"You carry it with you"
Gus VanderVeen knows a thing or two about service. A Vietnam-era veteran, Gus’s life journey has been shaped by duty, devotion, and a deep-rooted faith.
He speaks of his military service with quiet humility. “It changes you,” he says. “You carry it with you.” And that impact, while challenging to sum up in a single sentence, shows in the way Gus lives, with gratitude, reflection, and an enduring sense of purpose.
One of his most powerful memories was participating in an Honor Flight to Washington, D.C., a profoundly moving experience that still evokes strong emotions when he recounts it. The flight began with a water cannon salute in Grand Rapids and another upon landing in Baltimore. Veterans were seated by age, with the oldest receiving first-class treatment. His guardian for the journey? His eldest son.
The trip itself was packed. They began at Fort McHenry, where the Star-Spangled Banner was first inspired, walking through old fortifications and standing beside historic cannons. The group visited the World War II Museum, had a group dinner, and stayed in a hotel so close to the city center that, later, during a museum visit, Gus could see the Pentagon. At the Pentagon, he asked a docent about the 9/11 crash site and was shown the lighter brick on one side of the building—the visible scar where the plane had hit. “Behind us was a hotel,” he recalled. “They said the plane came in so low, it took the radio towers off the top before hitting the Pentagon.” That moment, like many others, stayed with him.
But it was Arlington National Cemetery that truly took his breath away. “As far as the eye can see, there’s nothing but crosses,” Gus said. The solemn rows of headstones reminded him of a trip to France in 2014, where he visited his brother-in-law’s grave. He walked between the crosses and marked the spot with reverence. “It’s hallowed ground,” he said.

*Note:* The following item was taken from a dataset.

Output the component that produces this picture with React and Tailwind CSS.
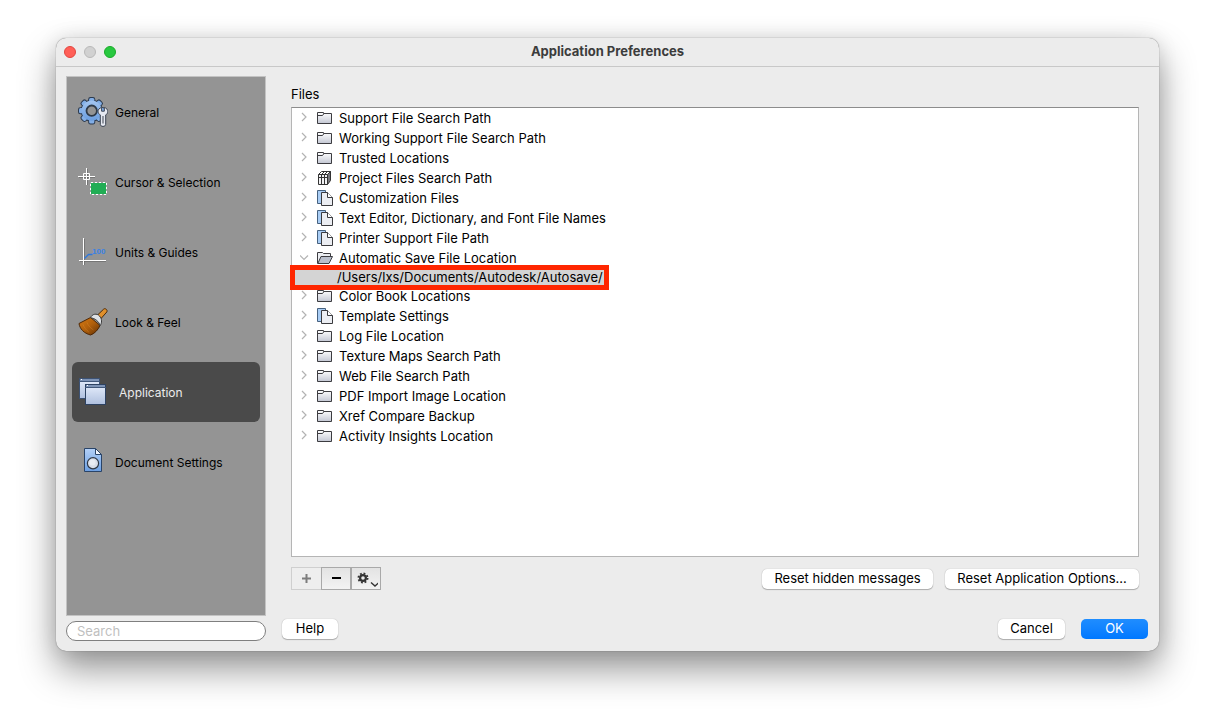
import React, { useState } from 'react';

const CATEGORIES = [
  { label: 'General', icon: GeneralIcon },
  { label: 'Cursor & Selection', icon: CursorIcon },
  { label: 'Units & Guides', icon: UnitsIcon },
  { label: 'Look & Feel', icon: BrushIcon },
  { label: 'Application', icon: WindowsIcon },
  { label: 'Document Settings', icon: DocumentIcon },
];

const FILES = [
  { label: 'Support File Search Path', icon: FolderIcon },
  { label: 'Working Support File Search Path', icon: FolderIcon },
  { label: 'Trusted Locations', icon: FolderIcon },
  { label: 'Project Files Search Path', icon: BinderIcon },
  { label: 'Customization Files', icon: PagesIcon },
  { label: 'Text Editor, Dictionary, and Font File Names', icon: PagesIcon },
  { label: 'Printer Support File Path', icon: PagesIcon },
  { label: 'Automatic Save File Location', icon: OpenFolderIcon, path: '/Users/lxs/Documents/Autodesk/Autosave/' },
  { label: 'Color Book Locations', icon: FolderIcon },
  { label: 'Template Settings', icon: PagesIcon },
  { label: 'Log File Location', icon: FolderIcon },
  { label: 'Texture Maps Search Path', icon: FolderIcon },
  { label: 'Web File Search Path', icon: FolderIcon },
  { label: 'PDF Import Image Location', icon: FolderIcon },
  { label: 'Xref Compare Backup', icon: FolderIcon },
  { label: 'Activity Insights Location', icon: FolderIcon },
];

/* Sidebar icons, 30x30 */

function GeneralIcon() {
  const teeth = [0, 45, 90, 135, 180, 225, 270, 315];
  return (
    <svg width="30" height="30" viewBox="0 0 30 30" className="shrink-0">
      <defs>
        <linearGradient id="gear" x1="0" y1="0" x2="0" y2="1">
          <stop offset="0" stopColor="#a3c5f0" />
          <stop offset="1" stopColor="#6a9ddf" />
        </linearGradient>
      </defs>
      <g fill="#2c3b50">
        <circle cx="13.7" cy="13.7" r="11" />
        {teeth.map(a => (
          <rect key={a} x="10.2" y="0" width="7" height="8" rx="2.2" transform={`rotate(${a} 13.7 13.7)`} />
        ))}
      </g>
      <g fill="#82aee6">
        {teeth.map(a => (
          <rect key={a} x="11.1" y="1" width="5.2" height="8" rx="1.5" transform={`rotate(${a} 13.7 13.7)`} />
        ))}
      </g>
      <circle cx="13.7" cy="13.7" r="10.1" fill="url(#gear)" />
      <circle cx="13.7" cy="13.7" r="5.2" fill="#949494" stroke="#2f3a48" strokeWidth="1.8" />
      <path
        d="M23.6 10.5c-2.4.5-3.7 2.300-3.500 4.300.2 1.500 1 2.500 2.200 3.100v9.400c0 2.800 5.400 2.800 5.400 0v-9.400c1.200-.6 2-1.700 2.100-3.100.1-2-1.200-3.800-3.500-4.300v3.700h-2.700z"
        fill="#e6e9f1" stroke="#3d4553" strokeWidth="1"
      />
      <path d="M25 19v7.5" stroke="#59606c" strokeWidth="1.2" />
    </svg>
  );
}

function CursorIcon() {
  return (
    <svg width="30" height="30" viewBox="0 0 30 30" fill="none" className="shrink-0">
      <path d="M1 10.5h16M9.5 2v16" stroke="#555" strokeOpacity=".5" />
      <path d="M0 9.5h17M8.5 1v17M5.5 6.5h6v6h-6z" stroke="#fff" />
      <rect x="12.5" y="15.5" width="16" height="12" fill="#22ad55" stroke="#3c4a40" />
      <rect x="12.5" y="15.5" width="16" height="12" stroke="#fff" strokeDasharray="3 1" />
    </svg>
  );
}

function UnitsIcon() {
  return (
    <svg width="30" height="30" viewBox="0 0 30 30" fill="none" className="shrink-0">
      <path d="M6.5 2v26M2 24.5h26" stroke="#555" strokeOpacity=".5" />
      <path d="M5.5 1v27M1 23.5h27" stroke="#fff" />
      <path d="M6.5 21.5l4-4h4" stroke="#2f78dc" strokeWidth="1.4" />
      <text x="14" y="17" fontSize="8" fontWeight="bold" fill="#3a82e6" fontFamily="Liberation Sans, sans-serif">100</text>
    </svg>
  );
}

function BrushIcon() {
  return (
    <svg width="30" height="30" viewBox="0 0 30 30" strokeLinejoin="round" className="shrink-0">
      <defs>
        <linearGradient id="bristle" x1="0" y1="0" x2="1" y2="1">
          <stop offset="0" stopColor="#d87b12" />
          <stop offset=".5" stopColor="#b05f0b" />
          <stop offset="1" stopColor="#5e2f05" />
        </linearGradient>
      </defs>
      <path d="M19 8.5L25.6 2.200c1.600-1.500 4.400.8 3.200 2.800L22.600 12z" fill="#e0902c" stroke="#4a2b0c" />
      <path d="M12.6 10.5L1 16.500c.6 5 5 10 11.600 11.500 4.500-1.600 8-6 9.400-9.600z" fill="url(#bristle)" stroke="#4d2706" />
      <path d="M5 17.500c1.200 3 3.200 5.600 5.800 7.500M9 15.500c1.200 3 3.500 5.600 6.500 7.500" stroke="#e8973a" strokeWidth=".8" fill="none" opacity=".4" />
      <path d="M12.500 10.800C14 6.800 19 6 21.500 9c2.600 2.800 2.600 7 .6 9.600-1.200-4.200-5-7.300-9.600-7.800z" fill="#dfe2e6" stroke="#3b3b3b" />
    </svg>
  );
}

function WindowsIcon() {
  return (
    <svg width="30" height="30" viewBox="0 0 30 30" className="shrink-0">
      <defs>
        <linearGradient id="pane" x1="0" y1="0" x2="0" y2="1">
          <stop offset="0" stopColor="#e6eefc" />
          <stop offset="1" stopColor="#afc0df" />
        </linearGradient>
      </defs>
      <rect x="1.5" y="1.5" width="20" height="20" fill="url(#pane)" stroke="#3d5273" />
      <rect x="2" y="2" width="19" height="2" fill="#7d93b6" />
      <path d="M1 4.5h21" stroke="#41587b" />
      <rect x="3" y="2" width="1" height="1" fill="#fff" />
      <rect x="7.5" y="7.5" width="20" height="20" fill="url(#pane)" stroke="#2d4262" />
      <rect x="8" y="8" width="19" height="2" fill="#7d93b6" />
      <path d="M7 10.5h21" stroke="#41587b" />
      <rect x="9" y="8" width="1" height="1" fill="#fff" />
    </svg>
  );
}

function DocumentIcon() {
  return (
    <svg width="30" height="30" viewBox="0 0 30 30" strokeLinejoin="round" className="shrink-0">
      <defs>
        <linearGradient id="doc" x1="0" y1="0" x2="0" y2="1">
          <stop offset="0" stopColor="#b4d1f8" />
          <stop offset="1" stopColor="#6c9fe2" />
        </linearGradient>
      </defs>
      <path d="M6.5 1.5h11l6 6v17h-17z" fill="url(#doc)" stroke="#2a4468" />
      <path d="M17.5 1.500v6h6z" fill="#f2f7ff" stroke="#2a4468" />
      <circle cx="15" cy="16.3" r="5.6" fill="#d9dee8" stroke="#2e3744" strokeWidth="1.200" />
      <circle cx="14.5" cy="15.5" r="3" fill="#e9ecf2" />
    </svg>
  );
}

/* Tree icons, 16x16 */

function FolderIcon() {
  return (
    <svg width="16" height="16" viewBox="0 0 16 16" className="shrink-0">
      <defs>
        <linearGradient id="folder" x1="0" y1="0" x2="0" y2="1">
          <stop offset="0" stopColor="#fff" />
          <stop offset="1" stopColor="#c3c7d3" />
        </linearGradient>
      </defs>
      <path d="M.5 2.5h6v1h8v10H.5z" fill="url(#folder)" stroke="#3c3c40" />
      <path d="M1 5.500h4.500l1.500-2" stroke="#3c3c40" fill="none" />
    </svg>
  );
}

function OpenFolderIcon() {
  return (
    <svg width="16" height="16" viewBox="0 0 16 16" strokeLinejoin="round" className="shrink-0">
      <path d="M.5 13.500v-11h5l1 1h7v3" fill="#eceef2" stroke="#3c3c40" />
      <path d="M.8 13.500l3.200-7h11.500l-3.500 7z" fill="#b9bfcc" stroke="#3c3c40" />
    </svg>
  );
}

function BinderIcon() {
  return (
    <svg width="16" height="16" viewBox="0 0 16 16" strokeLinejoin="round" className="shrink-0">
      <path d="M1.500 4.500l3-3h9l-3 3z" fill="#fff" stroke="#333" />
      <path d="M10.500 4.500l3-3v9l-3 4z" fill="#77777c" stroke="#333" />
      <path d="M1.500 4.500h9v10h-9z" fill="#f3f3f5" stroke="#333" />
      <path d="M4.500 4.500v10M7.500 4.500v10M4.500 4.500l3-3M7.500 4.500l3-3M1.500 7.500h9" stroke="#333" fill="none" />
    </svg>
  );
}

function PagesIcon() {
  return (
    <svg width="16" height="16" viewBox="0 0 16 16" className="shrink-0">
      <path d="M.5 .5h8v13h-8z" fill="#a9cdf5" stroke="#46617f" />
      <path d="M4.5 2.500h6l5 5v8h-11z" fill="#eceef3" stroke="#3a3a3e" />
      <path d="M10.500 2.500v5h5" fill="#fff" stroke="#3a3a3e" />
    </svg>
  );
}

function Chevron({ open }) {
  return (
    <svg width="10" height="10" viewBox="0 0 10 10" fill="none" stroke="#b3b3b3" strokeWidth="1.200" className="shrink-0 mb-0.5">
      {open ? <path d="M0 3.500l4 4 4-4" /> : <path d="M2 1l4 4-4 4" />}
    </svg>
  );
}

function GearMenuIcon() {
  return (
    <svg width="24" height="18" viewBox="0 0 24 18" fill="none">
      <circle cx="9" cy="8" r="2.900" stroke="#333" strokeWidth="2.200" />
      <circle cx="9" cy="8" r="4.600" stroke="#333" strokeWidth="1.800" strokeDasharray="1.800 1.810" />
      <path d="M17 12.500l4 3.500 4-3.500" stroke="#333" strokeWidth="1.400" />
    </svg>
  );
}

function PushButton({ className, children }) {
  return (
    <button
      type="button"
      className={`h-5 rounded-[5px] bg-white text-[13px] leading-4 pb-0.5 text-black shadow-[0_0_1px_rgba(0,0,0,0.3),0_1px_1px_rgba(0,0,0,0.25)] ${className}`}
    >
      {children}
    </button>
  );
}

export default function App() {
  const [active, setActive] = useState('Application');
  const [query, setQuery]   = useState('');

  return (
    <div className="min-h-screen bg-white px-14 pt-[38px] pb-[74px] flex flex-col font-['Inter',sans-serif] text-[13px] text-black">
      <div className="flex-1 flex flex-col rounded-[10px] bg-[#ececec] shadow-[0_0_1px_rgba(0,0,0,0.6),0_18px_36px_rgba(0,0,0,0.42),0_0_20px_rgba(0,0,0,0.1)]">

        {/* Title bar */}
        <header className="h-[29px] grid grid-cols-[1fr_auto_1fr] items-center px-2 border-b border-[#c8c8c8]">
          <div className="flex gap-2">
            <button type="button" aria-label="Close" className="w-3 h-3 rounded-full bg-[#ff5f57] border border-[#e2463f]" />
            <button type="button" aria-label="Minimize" className="w-3 h-3 rounded-full bg-[#d1d1d1] border border-[#b9b9b9]" />
            <button type="button" aria-label="Zoom" className="w-3 h-3 rounded-full bg-[#28c840] border border-[#1aab29]" />
          </div>
          <h1 className="font-bold text-[#3c3c3c]">Application Preferences</h1>
        </header>

        <div className="flex-1 flex pt-[9px] pl-[10px] pr-[11px] pb-[10px]">

          {/* Sidebar */}
          <aside className="w-[200px] shrink-0 flex flex-col gap-[5px]">
            <nav className="flex-1 flex flex-col gap-[10px] p-[5px] bg-[#949494] border border-[#c3c3c3]">
              {CATEGORIES.map(({ label, icon: Icon }) => (
                <button
                  key={label}
                  type="button"
                  onClick={() => setActive(label)}
                  className={`h-[60px] flex items-center pl-1.5 rounded-md text-[12px] text-left ${
                    active === label ? 'gap-[11px] bg-[#4a4a4a] text-[#ececec]' : 'gap-[7px] text-black'
                  }`}
                >
                  <Icon />
                  <span className="pt-0.5">{label}</span>
                </button>
              ))}
            </nav>
            <input
              type="search" aria-label="Search" placeholder="Search"
              value={query} onChange={e => setQuery(e.target.value)}
              className="h-5 w-full rounded-full bg-white border border-[#7f7f7f] px-[10px] text-[13px] outline-none placeholder:text-[#bfbfbf]"
            />
          </aside>

          {/* Files pane */}
          <main className="flex-1 flex flex-col ml-[15px]">
            <section className="flex-1 flex flex-col pl-[10px] pr-[9px]">
              <h2 className="mt-[10px] mb-[5px] leading-4">Files</h2>
              <ul className="flex-1 bg-white border border-[#b5b5b5] border-t-[#8c8c8c]">
                {FILES.map(({ label, icon: Icon, path }) => (
                  <li key={label}>
                    <div className="h-5 flex items-center pl-2">
                      <Chevron open={!!path} />
                      <span className="w-[29px] pl-[7px]"><Icon /></span>
                      <span className="pt-0.5">{label}</span>
                    </div>
                    {path && (
                      <div className="relative h-[18px] w-[315px] pl-[45px] leading-[18px] bg-[#d4d4d4]">
                        {path}
                        <span className="absolute -top-[3px] -bottom-1 -left-0.5 -right-0.5 border-[5px] border-[#ff2600]" />
                      </div>
                    )}
                  </li>
                ))}
              </ul>

              <div className="mt-[10px] flex items-center justify-between">
                <div className="flex h-[23px]">
                  <button type="button" disabled aria-label="Add" className="w-[30px] flex items-center justify-center border border-[#cfcfcf] border-r-0 bg-[#eeeeee]">
                    <svg width="9" height="9" viewBox="0 0 9 9"><path d="M4.500 0v9M0 4.500h9" stroke="#7d7d7d" strokeWidth="2" /></svg>
                  </button>
                  <button type="button" aria-label="Remove" className="w-[30px] flex items-center justify-center border border-[#a9a9a9] bg-linear-to-b from-[#e3e3e3] to-[#f3f3f3]">
                    <svg width="9" height="9" viewBox="0 0 9 9"><path d="M0 4h9" stroke="#000" strokeWidth="2" /></svg>
                  </button>
                  <button type="button" aria-label="Actions" className="w-[30px] flex items-center justify-center border border-[#a9a9a9] bg-linear-to-b from-[#e3e3e3] to-[#f3f3f3]">
                    <GearMenuIcon />
                  </button>
                </div>
                <div className="flex gap-3 pt-px">
                  <PushButton className="w-[171px]">Reset hidden messages</PushButton>
                  <PushButton className="w-[194px]">Reset Application Options...</PushButton>
                </div>
              </div>
            </section>

            <footer className="mt-[29px] mb-0.5 flex items-center justify-between">
              <PushButton className="w-14 ml-px">Help</PushButton>
              <div className="flex gap-4">
                <PushButton className="w-[67px]">Cancel</PushButton>
                <button type="button" className="w-[67px] h-5 rounded-[5px] bg-linear-to-b from-[#1f8dff] to-[#0078ff] text-[13px] leading-4 pb-0.5 text-white">
                  OK
                </button>
              </div>
            </footer>
          </main>
        </div>
      </div>
    </div>
  );
}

“What impressed me most,” Gus says, “was the Changing of the Guard and the Vietnam Wall. I lost a friend of the family in Vietnam when he was still a teenager. I did a rubbing of his name.” When Gus stood back from the Wall, when he couldn’t read the names anymore, he could see the faces of the people lost.
Coincidentally, or perhaps providentially, on the same day Gus made that rubbing, the young man’s mother passed away at age 99. Gus had a framed copy of the rubbing and a photo of the wall delivered to the family. “It felt like something I was meant to do,” he says.
Gus also visited his brother-in-law’s grave in France and speaks with reverence about the “adoption programs” at overseas military cemeteries. “Every grave is adopted by a local family,” he explains. “If there’s a photo of the soldier, it’s placed on the mantel in their home. That person becomes part of their family.”
Gus’s own family spans across the U.S. with four children living in Wisconsin, Florida, and northern Michigan. His wife, who passed away after a long battle with an autoimmune disease, had been his partner in every sense. They had planned to move to Royal Park Place together, a community they’d known for decades, thanks to his mother-in-law, one of the first residents, who had moved in back in 1990.
“My wife’s health declined, and she needed Memory Care. Unfortunately, she wasn’t there long; she passed shortly after moving in.” His voice softens. “She’d been through so much.”
Now living in a bright apartment, Gus finds comfort in connection. “It’s the camaraderie,” he says. “We laugh every morning at the breakfast table. It’s a good way to start the day.”
Royal Park Place wasn’t just a convenient choice; it was a familiar one. Friends from church live here. Friends from church live here, and a childhood friend is now his neighbor once again. “After 80 years, we’re sitting next to each other again.”
Gus speaks with affection for the community’s faith-filled atmosphere and the little joys that still surprise him: a shared memory, a quiet breakfast, the ducks outside his window.
“Life changes, but you find meaning again,” he says. “You just have to know where to look.”